Shouldn’t we take that into account, too, in any assessment of Russian “national identity”? Is Putin really concerned about his security now, or is that just a convenient pretext to allow him to join a long list of Russian conquerors? It could certainly be a bit of both, but that underscores the need for nuance over simplicity in assigning blame in the current crisis.
I further find it problematic to dismiss the will of the Ukrainian people in all of this — or the will of the peoples of the Baltic republics, for that matter. We act as if NATO forced these countries to join, when in fact strong majorities in Latvia, Lithuania, and Estonia supported both NATO and EU membership in the early 2000s when they joined. Can one blame them given the history of Russian aggression towards them?
Moreover, a major cause of both the Orange Revolution and Euromaidan protests was the popular anger at Ukrainian politicians' subservience to Russia. And recent opinion polling in Ukraine has shown strong majorities in favor of NATO membership, majorities that emerged only after Putin annexed Crimea and began backing the insurgency in the Donbas region.
I mean, I get it. Just because these countries wanted to join NATO didn’t mean NATO was obliged to take them. And the Ukrainian government perhaps could have played up its commitment to neutrality more convincingly. But even if we acknowledge (as we should) the West’s partial culpability, it seems that this war is, on balance, Putin's doing.
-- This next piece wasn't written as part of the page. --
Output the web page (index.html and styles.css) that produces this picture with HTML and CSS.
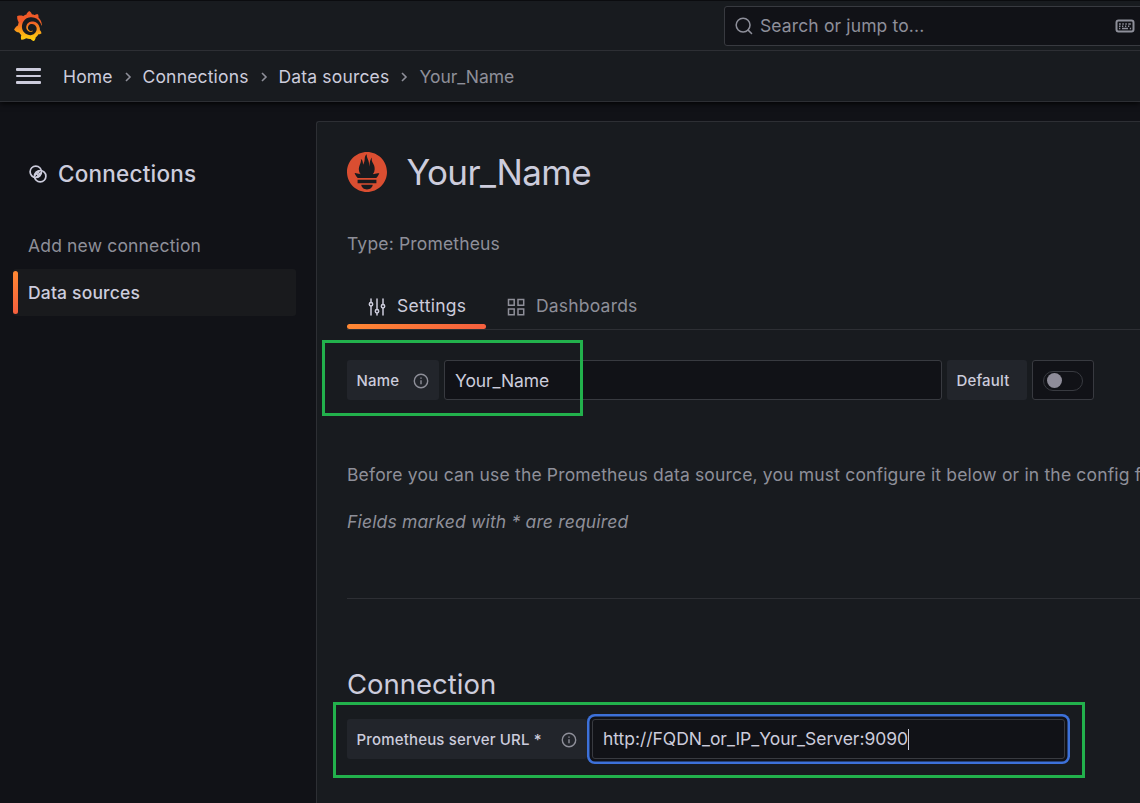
FILE: index.html
```html
<!DOCTYPE html>
<html lang="en">
<head>
<meta charset="utf-8">
<title>Your_Name - Data sources - Connections</title>
<link rel="stylesheet" href="styles.css">
</head>
<body>
<header class="topbar">
  <svg class="logo" viewBox="0 0 24 24"><defs><linearGradient id="sun" x1="0" y1="1" x2="0" y2="0"><stop offset="0" stop-color="#fcd00c"/><stop offset=".2" stop-color="#fcb813"/><stop offset=".65" stop-color="#f05a28"/><stop offset="1" stop-color="#f05a28"/></linearGradient></defs><path fill="url(#sun)" d="M23.02 10.59a8.578 8.578 0 0 0-.862-3.034 8.911 8.911 0 0 0-1.789-2.445c.337-1.342-.413-2.505-.413-2.505-1.292-.08-2.113.4-2.416.62-.052-.02-.102-.044-.154-.064-.22-.089-.446-.172-.677-.247-.231-.073-.47-.14-.711-.197a9.867 9.867 0 0 0-.875-.161C14.557.753 12.94 0 12.94 0c-1.804 1.145-2.147 2.744-2.147 2.744l-.018.093c-.098.029-.2.057-.298.088-.138.042-.275.094-.413.143-.138.055-.275.107-.41.166a8.869 8.869 0 0 0-1.557.87l-.063-.029c-2.497-.955-4.716.195-4.716.195-.203 2.658.996 4.33 1.235 4.636a11.608 11.608 0 0 0-.607 2.635C1.636 12.677.953 15.014.953 15.014c1.926 2.214 4.171 2.351 4.171 2.351.003-.002.006-.002.006-.005.285.509.615.994.986 1.446.156.19.32.371.488.548-.704 2.009.099 3.68.099 3.68 2.144.08 3.553-.937 3.849-1.173a9.784 9.784 0 0 0 3.164.501h.08l.055-.003.107-.002.103-.005.003.002c1.01 1.44 2.788 1.646 2.788 1.646 1.264-1.332 1.337-2.653 1.337-2.94v-.058c0-.02-.003-.039-.003-.06.265-.187.52-.387.758-.6a7.875 7.875 0 0 0 1.415-1.7c1.43.083 2.437-.885 2.437-.885-.236-1.49-1.085-2.216-1.264-2.354l-.018-.013-.016-.013a.217.217 0 0 1-.031-.02c.008-.092.016-.18.02-.27.011-.162.016-.323.016-.48v-.253l-.005-.098-.008-.135a1.891 1.891 0 0 0-.01-.13c-.003-.042-.008-.083-.013-.125l-.016-.124-.018-.122a6.215 6.215 0 0 0-2.032-3.73 6.015 6.015 0 0 0-3.222-1.46 6.292 6.292 0 0 0-.85-.048l-.107.002h-.063l-.044.003-.104.008a4.777 4.777 0 0 0-3.335 1.695c-.332.4-.592.84-.768 1.297a4.594 4.594 0 0 0-.312 1.817l.003.091c.005.055.007.11.013.164a3.615 3.615 0 0 0 .698 1.82 3.53 3.53 0 0 0 1.827 1.282c.33.098.66.14.971.137.039 0 .078 0 .114-.002l.063-.003c.02 0 .041-.003.062-.003.034-.002.065-.007.099-.01.007 0 .018-.003.028-.003l.031-.005.06-.008a1.18 1.18 0 0 0 .112-.02c.036-.008.072-.013.109-.024a2.634 2.634 0 0 0 .914-.415c.028-.02.056-.041.085-.065a.248.248 0 0 0 .039-.35.244.244 0 0 0-.309-.06l-.078.042c-.09.044-.184.083-.283.116a2.476 2.476 0 0 1-.475.096c-.028.003-.054.006-.083.006l-.083.002c-.026 0-.054 0-.08-.002l-.102-.006h-.012l-.024.006c-.016-.003-.031-.003-.044-.006-.031-.002-.06-.007-.091-.01a2.59 2.59 0 0 1-.724-.213 2.557 2.557 0 0 1-.667-.438 2.52 2.52 0 0 1-.805-1.475 2.306 2.306 0 0 1-.029-.444l.006-.122v-.023l.002-.031c.003-.021.003-.04.005-.06a3.163 3.163 0 0 1 1.352-2.29 3.12 3.12 0 0 1 .937-.43 2.946 2.946 0 0 1 .776-.101h.06l.07.002.045.003h.026l.07.005a4.041 4.041 0 0 1 1.635.49 3.94 3.94 0 0 1 1.602 1.662 3.77 3.77 0 0 1 .397 1.414l.005.076.003.075c.002.026.002.05.002.075 0 .024.003.052 0 .07v.065l-.002.073-.008.174a6.195 6.195 0 0 1-.08.639 5.1 5.1 0 0 1-.267.927 5.31 5.31 0 0 1-.624 1.13 5.052 5.052 0 0 1-3.237 2.014 4.82 4.82 0 0 1-.649.066l-.039.003h-.287a6.607 6.607 0 0 1-1.716-.265 6.776 6.776 0 0 1-3.4-2.274 6.75 6.75 0 0 1-.746-1.15 6.616 6.616 0 0 1-.714-2.596l-.005-.083-.002-.02v-.056l-.003-.073v-.096l-.003-.104v-.07l.003-.163c.008-.22.026-.45.054-.678a8.707 8.707 0 0 1 .28-1.355c.128-.444.286-.872.473-1.277a7.04 7.04 0 0 1 1.456-2.1 5.925 5.925 0 0 1 .953-.763c.169-.111.343-.213.524-.306.089-.05.182-.091.273-.135.047-.02.093-.042.138-.062a7.177 7.177 0 0 1 .714-.267l.145-.045c.049-.015.098-.026.148-.041.098-.029.197-.052.296-.076.049-.013.1-.02.15-.033l.15-.032.151-.028.076-.013.075-.01.153-.024c.057-.01.114-.013.171-.023l.169-.021c.036-.003.073-.008.106-.01l.073-.008.036-.003.042-.002c.057-.003.114-.008.171-.01l.086-.006h.023l.037-.003.145-.007a7.999 7.999 0 0 1 1.708.125 7.917 7.917 0 0 1 2.048.68 8.253 8.253 0 0 1 1.672 1.09l.09.077.089.078c.06.052.114.107.171.159.057.052.112.106.166.16.052.055.107.107.159.164a8.671 8.671 0 0 1 1.41 1.978c.012.026.028.052.04.078l.04.078.075.156c.023.051.05.1.07.153l.065.15a8.848 8.848 0 0 1 .45 1.34.19.19 0 0 0 .201.142.186.186 0 0 0 .172-.184c.01-.246.002-.532-.024-.856z"/></svg>
  <div class="search">
    <svg class="icon search-icon" viewBox="0 0 20 20"><circle cx="9" cy="9" r="7.7"/><path d="M14.600 14.600l3.800 3.800"/></svg>
    <span class="search-text">Search or jump to...</span>
    <svg class="keyboard" viewBox="0 0 20 14"><rect x="1.500" y="1.500" width="17" height="11" rx="2"/><path d="M4 5h1.800M7.300 5h1.500M10.300 5h1.500M13.300 5h2.500M4 7.300h1.500M7 7.300h1.300M10 7.300h1.300M13 7.300h1.300M4 9.600h1.300M7 9.600h6M14.800 9.600h1.300"/></svg>
  </div>
</header>
<nav class="crumbs">
  <span class="menu"><i></i><i></i><i></i></span>
  <span class="crumb home">Home</span>
  <svg class="chev" viewBox="0 0 8 10"><path d="M2 1l4 4-4 4"/></svg>
  <span class="crumb conns">Connections</span>
  <svg class="chev" viewBox="0 0 8 10"><path d="M2 1l4 4-4 4"/></svg>
  <span class="crumb sources">Data sources</span>
  <svg class="chev" viewBox="0 0 8 10"><path d="M2 1l4 4-4 4"/></svg>
  <span class="crumb current">Your_Name</span>
</nav>
<div class="page">
  <aside class="sidebar">
    <div class="side-title">
      <svg class="icon link-icon" viewBox="0 0 18 18"><circle cx="6.800" cy="6.800" r="5.700"/><circle cx="11.200" cy="11.200" r="5.700"/><path d="M5.900 10.200l4.300-4.300M7.800 12.100l4.300-4.300M7.500 8.500l2 2M8.800 7l2 2"/></svg>
      <span>Connections</span>
    </div>
    <div class="side-item">Add new connection</div>
    <div class="side-item active">Data sources</div>
  </aside>
  <main class="panel">
    <div class="title-row">
      <svg class="prom" viewBox="0 0 24 24"><path fill="#da4e31" d="M12 0C5.373 0 0 5.372 0 12c0 6.627 5.373 12 12 12s12-5.373 12-12c0-6.628-5.373-12-12-12zm0 22.460c-1.885 0-3.414-1.260-3.414-2.814h6.828c0 1.553-1.528 2.813-3.414 2.813zm5.640-3.745H6.360v-2.046h11.280v2.046zm-.040-3.098H6.391c-.037-.043-.075-.086-.111-.130-1.155-1.401-1.427-2.133-1.690-2.879-.005-.025 1.400.287 2.395.511 0 0 .513.119 1.262.255-.720-.843-1.147-1.915-1.147-3.010 0-2.406 1.845-4.508 1.180-6.207.648.053 1.340 1.367 1.387 3.422.689-.951.977-2.690.977-3.755 0-1.103.727-2.385 1.454-2.429-.648 1.069.168 1.984.894 4.256.272.854.237 2.290.447 3.201.070-1.892.395-4.652 1.595-5.605-.529 1.200.079 2.702.494 3.424.671 1.164 1.078 2.047 1.078 3.716a4.642 4.642 0 0 1-1.110 2.996c.792-.149 1.340-.283 1.340-.283l2.573-.502s-.374 1.538-1.810 3.019z"/></svg>
      <h1>Your_Name</h1>
    </div>
    <div class="type">Type: Prometheus</div>
    <div class="tabs">
      <div class="tab selected">
        <svg class="icon" viewBox="0 0 18 18"><path d="M3 1v3.500M3 8v9M9 1v10.500M9 15.500V17M15 1v5.500M15 10v7"/><circle cx="3" cy="6.300" r="1.700"/><circle cx="9" cy="13.300" r="1.700"/><circle cx="15" cy="8.300" r="1.700"/></svg>
        <span>Settings</span>
      </div>
      <div class="tab">
        <svg class="icon" viewBox="0 0 18 18"><path d="M1.500 1.500h5.700v5.700H1.500zM11 1.500h5.700v5.700H11zM1.500 11h5.700v5.700H1.500zM11 11h5.700v5.700H11z"/></svg>
        <span>Dashboards</span>
      </div>
    </div>
    <div class="form-row">
      <div class="label name-label">Name<svg class="info" viewBox="0 0 16 16"><circle cx="8" cy="8" r="6.700"/><path d="M8 7.300v4M8 4.500v1.300"/></svg></div>
      <div class="input name-input">Your_Name</div>
      <div class="label default-label">Default</div>
      <div class="switch-box"><span class="switch"></span></div>
      <div class="highlight mark-name"></div>
    </div>
    <p class="hint">Before you can use the Prometheus data source, you must configure it below or in the config file.</p>
    <p class="required">Fields marked with * are required</p>
    <hr>
    <h3>Connection</h3>
    <div class="form-row">
      <div class="label url-label">Prometheus server URL *<svg class="info" viewBox="0 0 16 16"><circle cx="8" cy="8" r="6.700"/><path d="M8 7.300v4M8 4.500v1.300"/></svg></div>
      <div class="input url-input">http://FQDN_or_IP_Your_Server:9090<i class="caret"></i></div>
      <div class="highlight mark-url"></div>
    </div>
  </main>
</div>
</body>
</html>
```
FILE: styles.css
```css
* { box-sizing: border-box; }
body {
  margin: 0;
  width: 1140px;
  height: 803px;
  overflow: hidden;
  display: flex;
  flex-direction: column;
  background: #111217;
  color: #ccccdc;
  font: 400 17.5px/28px Inter, "Liberation Sans", sans-serif;
  letter-spacing: 0.17px;
}
svg { display: block; flex: none; fill: none; stroke: none; }
h1, h3, p { margin: 0; font-weight: 400; }

.topbar {
  position: relative;
  z-index: 1;
  overflow: hidden;
  height: 51px;
  flex: none;
  display: flex;
  justify-content: space-between;
  background: #181b1f;
  border-top: 1px solid #0b0c0f;
  border-bottom: 1px solid #2d2f34;
}
.logo { width: 30px; height: 30px; margin: 10px 0 0 13px; }
.search {
  width: 436px;
  height: 40px;
  margin: 5px -20px 0 0;
  padding-left: 10px;
  display: flex;
  align-items: center;
  background: #111217;
  border: 1px solid #383a40;
  border-radius: 3px;
  color: #8e8f9a;
}
.icon { width: 18px; height: 18px; stroke: currentColor; stroke-width: 1.5; stroke-linecap: round; }
.search-icon { width: 18px; height: 18px; stroke-width: 1.7; }
.search-text { margin-left: 7px; width: 355px; letter-spacing: 0.13px; }
.keyboard { width: 20px; height: 14px; stroke: currentColor; stroke-width: 2; }
.keyboard path { stroke-width: 1.5; }

.crumbs {
  height: 51px;
  flex: none;
  display: flex;
  align-items: center;
  padding-left: 16px;
  background: #181b1f;
  border-bottom: 1px solid #2d2f34;
  box-shadow: 0 1px 6px #000;
}
.crumb { padding-top: 2px; }
.menu { display: flex; flex-direction: column; gap: 4px; width: 25px; margin-right: 22px; }
.menu i { height: 2.400px; border-radius: 1px; background: #ccccdc; }
.chev { width: 8px; height: 10px; margin-top: 2px; stroke: #8e8f99; stroke-width: 1.6; }
.home { width: 61px; }
.conns { width: 117px; margin-left: 10.500px; }
.sources { width: 121px; margin-left: 11px; }
.current { margin-left: 12px; color: #8e8f99; letter-spacing: -0.05px; }

.page { flex: 1; min-height: 0; display: flex; }
.sidebar { width: 316px; padding: 57px 20px 0 13px; }
.side-title {
  display: flex;
  align-items: center;
  gap: 11px;
  height: 30px;
  margin-bottom: 33px;
  padding-left: 16px;
  font-size: 22.5px;
  font-weight: 500;
  letter-spacing: 0.22px;
}
.link-icon { stroke-width: 1.7; }
.side-item { height: 47px; padding: 10px 0 0 15px; color: #8e8f99; border-radius: 3px; }
.side-item.active {
  position: relative;
  color: #ccccdc;
  font-weight: 500;
  background: #191a1d;
}
.side-item.active::before {
  content: "";
  position: absolute;
  left: 0;
  top: 2px;
  width: 5px;
  height: 43px;
  border-radius: 3px;
  background: linear-gradient(#ff8833, #f55f3e);
}
.panel {
  flex: 1;
  min-width: 0;
  margin-top: 19px;
  padding: 29px 0 0 30px;
  overflow: hidden;
  white-space: nowrap;
  background: #181b1f;
  border: solid #2d2f34;
  border-width: 1px 0 0 1px;
  border-top-left-radius: 3px;
}
.title-row { display: flex; align-items: center; height: 42px; }
.prom { width: 40px; height: 40px; }
h1 { margin-left: 19.500px; font-size: 35px; line-height: 42px; letter-spacing: -0.62px; }
.type { margin-top: 37px; color: #8e8f99; }
.tabs { display: flex; height: 52px; margin-top: 20px; border-bottom: 1px solid #2d2f34; }
.tab { display: flex; gap: 11px; height: 51px; padding: 14px 20px 0 21px; color: #8e8f99; letter-spacing: 0.2px; }
.tab .icon { margin-top: 6px; }
.tab.selected { position: relative; width: 139px; color: #ccccdc; letter-spacing: 0.3px; }
.tab.selected::after {
  content: "";
  position: absolute;
  left: 0;
  bottom: 0;
  width: 139px;
  height: 5px;
  border-radius: 3px;
  background: linear-gradient(90deg, #ff8833, #f55f3e);
}
.form-row { position: relative; display: flex; height: 40px; }
.tabs + .form-row { margin-top: 30px; }
.label {
  display: flex;
  align-items: center;
  justify-content: space-between;
  padding: 1px 10.500px 0 9.500px;
  background: #22252b;
  border-radius: 3px;
  font-size: 15px;
  font-weight: 500;
}
.name-label { width: 92px; }
.info { width: 16px; height: 16px; stroke: #8e8f99; stroke-width: 1.4; }
.input {
  display: flex;
  align-items: center;
  padding-left: 10px;
  background: #111217;
  border: 1px solid #383a40;
  border-radius: 3px;
}
.name-input { width: 498px; margin: 0 5px; padding-top: 2px; letter-spacing: -0.1px; }
.default-label { width: 80px; }
.switch-box {
  width: 62px;
  margin-left: 5px;
  padding: 10px 0 0 10px;
  background: #111217;
  border: 1px solid #383a40;
  border-radius: 3px;
}
.switch { display: block; width: 40px; height: 20px; padding: 1px 3px; border: 1px solid #383a40; border-radius: 10px; }
.switch::before { content: ""; display: block; width: 15px; height: 15px; border-radius: 50%; background: #8e8c99; }
.highlight { position: absolute; border: 3px solid #22b14c; }
.mark-name { left: -25px; top: -20px; width: 261px; height: 76px; }
.mark-url { left: -14px; top: -17px; width: 752px; height: 76px; }
.hint { margin-top: 61px; color: #8e8f99; }
.required { margin-top: 19px; color: #8e8f99; font-style: italic; }
hr { height: 1px; margin: 62px 0 0; border: 0; background: #2d2f34; }
h3 { height: 34px; margin: 68px 0 18px; font-size: 27.5px; line-height: 34px; letter-spacing: 0; }
.url-label { width: 240px; }
.url-input { width: 472.500px; margin-left: 5px; letter-spacing: -0.03px; box-shadow: 0 0 0 2.500px #111217, 0 0 0 5px #3d71d9; }
.caret { width: 1px; height: 21px; background: #ccccdc; }
```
To me, it comes down to this: the idea that these smaller states are mere playthings in the hands of the Great Powers without any say of their own is deeply troubling. Maybe 'twas ever thus, but the idea that we are consigned to that in perpetuity seems to remove the basic element of human agency and undermines the hope of popular sovereignty. Hell, if even the Swiss can get on board against Putin now, maybe it shows NATO was right about the threat he posed all along.
Maybe it’s worth repeating that faulting the West for mistakes in the past in no way justifies Putin’s war, which is 100 percent his responsibility. And, as I insisted, it is important that he lose, and be seen to lose. I pray he does.